***** RECORD EXCERPTS
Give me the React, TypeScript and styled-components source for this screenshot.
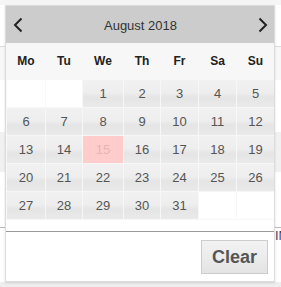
**********
***** RECORD EXCERPTS
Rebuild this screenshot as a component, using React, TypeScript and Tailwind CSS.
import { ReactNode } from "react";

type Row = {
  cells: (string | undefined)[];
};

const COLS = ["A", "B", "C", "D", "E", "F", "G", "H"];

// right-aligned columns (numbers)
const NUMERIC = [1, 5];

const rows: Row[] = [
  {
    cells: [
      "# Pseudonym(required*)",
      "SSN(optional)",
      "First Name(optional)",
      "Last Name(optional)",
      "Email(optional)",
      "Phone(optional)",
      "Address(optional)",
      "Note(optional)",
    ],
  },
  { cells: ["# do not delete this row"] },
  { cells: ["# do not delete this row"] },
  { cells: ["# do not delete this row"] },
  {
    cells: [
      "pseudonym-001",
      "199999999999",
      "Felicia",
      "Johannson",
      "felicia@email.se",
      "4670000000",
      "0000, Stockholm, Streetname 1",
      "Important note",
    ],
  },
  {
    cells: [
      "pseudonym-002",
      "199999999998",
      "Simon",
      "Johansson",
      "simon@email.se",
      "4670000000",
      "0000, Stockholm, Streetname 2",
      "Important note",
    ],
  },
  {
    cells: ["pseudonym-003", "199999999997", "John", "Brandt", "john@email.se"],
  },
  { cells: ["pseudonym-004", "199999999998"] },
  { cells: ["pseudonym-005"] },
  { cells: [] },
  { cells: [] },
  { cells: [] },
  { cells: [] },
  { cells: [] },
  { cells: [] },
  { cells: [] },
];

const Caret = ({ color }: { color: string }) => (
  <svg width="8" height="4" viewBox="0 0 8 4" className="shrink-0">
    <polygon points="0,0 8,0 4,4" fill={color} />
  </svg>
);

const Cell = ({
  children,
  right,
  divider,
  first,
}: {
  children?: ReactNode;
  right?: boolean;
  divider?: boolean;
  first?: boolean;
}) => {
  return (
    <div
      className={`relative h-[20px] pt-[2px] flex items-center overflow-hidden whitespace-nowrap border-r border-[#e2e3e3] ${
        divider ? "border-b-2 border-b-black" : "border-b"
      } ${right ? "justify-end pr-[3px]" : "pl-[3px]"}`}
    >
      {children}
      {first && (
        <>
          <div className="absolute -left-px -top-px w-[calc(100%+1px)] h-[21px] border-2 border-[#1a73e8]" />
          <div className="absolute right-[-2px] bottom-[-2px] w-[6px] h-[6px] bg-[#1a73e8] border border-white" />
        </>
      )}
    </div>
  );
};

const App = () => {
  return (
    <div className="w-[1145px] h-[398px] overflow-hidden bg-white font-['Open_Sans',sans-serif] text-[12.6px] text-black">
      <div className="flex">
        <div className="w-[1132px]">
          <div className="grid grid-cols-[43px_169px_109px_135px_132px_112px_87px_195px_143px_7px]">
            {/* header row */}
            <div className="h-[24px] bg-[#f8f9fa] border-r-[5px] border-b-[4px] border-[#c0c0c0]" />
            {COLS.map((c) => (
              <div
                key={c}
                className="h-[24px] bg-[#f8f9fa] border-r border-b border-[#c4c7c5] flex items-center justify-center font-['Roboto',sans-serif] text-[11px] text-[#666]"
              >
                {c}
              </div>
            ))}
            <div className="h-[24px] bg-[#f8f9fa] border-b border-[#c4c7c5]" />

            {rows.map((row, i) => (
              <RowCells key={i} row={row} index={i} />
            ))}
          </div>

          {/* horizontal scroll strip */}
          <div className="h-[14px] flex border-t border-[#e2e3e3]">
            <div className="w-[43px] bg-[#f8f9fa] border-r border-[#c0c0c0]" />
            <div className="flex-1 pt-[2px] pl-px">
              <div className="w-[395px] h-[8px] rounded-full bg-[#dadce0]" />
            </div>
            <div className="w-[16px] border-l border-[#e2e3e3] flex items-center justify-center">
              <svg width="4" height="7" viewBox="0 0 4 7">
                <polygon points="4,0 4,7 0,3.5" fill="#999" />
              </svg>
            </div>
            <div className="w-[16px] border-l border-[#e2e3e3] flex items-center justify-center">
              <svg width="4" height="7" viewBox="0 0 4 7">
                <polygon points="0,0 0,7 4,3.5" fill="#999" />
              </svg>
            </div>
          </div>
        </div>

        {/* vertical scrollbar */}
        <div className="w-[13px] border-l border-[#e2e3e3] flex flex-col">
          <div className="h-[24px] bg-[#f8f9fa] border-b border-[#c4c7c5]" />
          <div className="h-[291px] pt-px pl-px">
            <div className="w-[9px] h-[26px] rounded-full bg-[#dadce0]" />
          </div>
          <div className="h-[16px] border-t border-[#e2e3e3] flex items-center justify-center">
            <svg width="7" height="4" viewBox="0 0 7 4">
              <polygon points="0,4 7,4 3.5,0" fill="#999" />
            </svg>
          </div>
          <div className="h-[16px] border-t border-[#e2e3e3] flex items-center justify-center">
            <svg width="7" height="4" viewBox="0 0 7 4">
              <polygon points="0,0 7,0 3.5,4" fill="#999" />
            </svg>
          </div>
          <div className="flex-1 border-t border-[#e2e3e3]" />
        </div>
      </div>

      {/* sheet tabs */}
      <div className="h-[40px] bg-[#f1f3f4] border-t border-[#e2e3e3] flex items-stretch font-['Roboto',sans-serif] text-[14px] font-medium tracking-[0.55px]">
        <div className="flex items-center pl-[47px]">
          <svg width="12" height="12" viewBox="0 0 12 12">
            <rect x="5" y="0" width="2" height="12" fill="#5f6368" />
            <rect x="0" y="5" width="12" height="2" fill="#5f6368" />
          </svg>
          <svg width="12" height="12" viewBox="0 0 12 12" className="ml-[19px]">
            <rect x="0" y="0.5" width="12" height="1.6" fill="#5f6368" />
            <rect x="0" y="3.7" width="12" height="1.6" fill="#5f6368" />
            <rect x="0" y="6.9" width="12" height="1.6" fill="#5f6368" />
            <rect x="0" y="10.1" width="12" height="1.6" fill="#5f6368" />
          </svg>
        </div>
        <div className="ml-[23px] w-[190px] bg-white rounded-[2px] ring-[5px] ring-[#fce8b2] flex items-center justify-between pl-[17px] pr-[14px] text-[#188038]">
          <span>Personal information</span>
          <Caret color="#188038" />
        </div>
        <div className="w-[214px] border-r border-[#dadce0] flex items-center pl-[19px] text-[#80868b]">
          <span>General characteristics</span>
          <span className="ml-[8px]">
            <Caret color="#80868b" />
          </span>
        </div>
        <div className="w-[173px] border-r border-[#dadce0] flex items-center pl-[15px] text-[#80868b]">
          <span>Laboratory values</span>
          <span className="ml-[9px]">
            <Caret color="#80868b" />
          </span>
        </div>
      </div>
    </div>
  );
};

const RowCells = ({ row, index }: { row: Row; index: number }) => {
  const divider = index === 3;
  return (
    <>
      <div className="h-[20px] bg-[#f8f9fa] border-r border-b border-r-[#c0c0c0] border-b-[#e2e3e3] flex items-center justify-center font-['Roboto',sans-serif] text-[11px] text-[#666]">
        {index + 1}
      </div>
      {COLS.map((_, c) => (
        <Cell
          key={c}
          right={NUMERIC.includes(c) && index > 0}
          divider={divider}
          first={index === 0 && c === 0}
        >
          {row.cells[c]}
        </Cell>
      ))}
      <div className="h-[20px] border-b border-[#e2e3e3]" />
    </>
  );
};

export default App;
**********
- _WORK TO BE COMPLETED_
Print only the run of lines that begins with the line containing "Rebuild this screenshot" and ends with the line containing "const NUMERIC = [1, 5];", both included, exactly as they read.

- _RESULT_
Rebuild this screenshot as a component, using React, TypeScript and Tailwind CSS.
import { ReactNode } from "react";

type Row = {
  cells: (string | undefined)[];
};

const COLS = ["A", "B", "C", "D", "E", "F", "G", "H"];

// right-aligned columns (numbers)
const NUMERIC = [1, 5];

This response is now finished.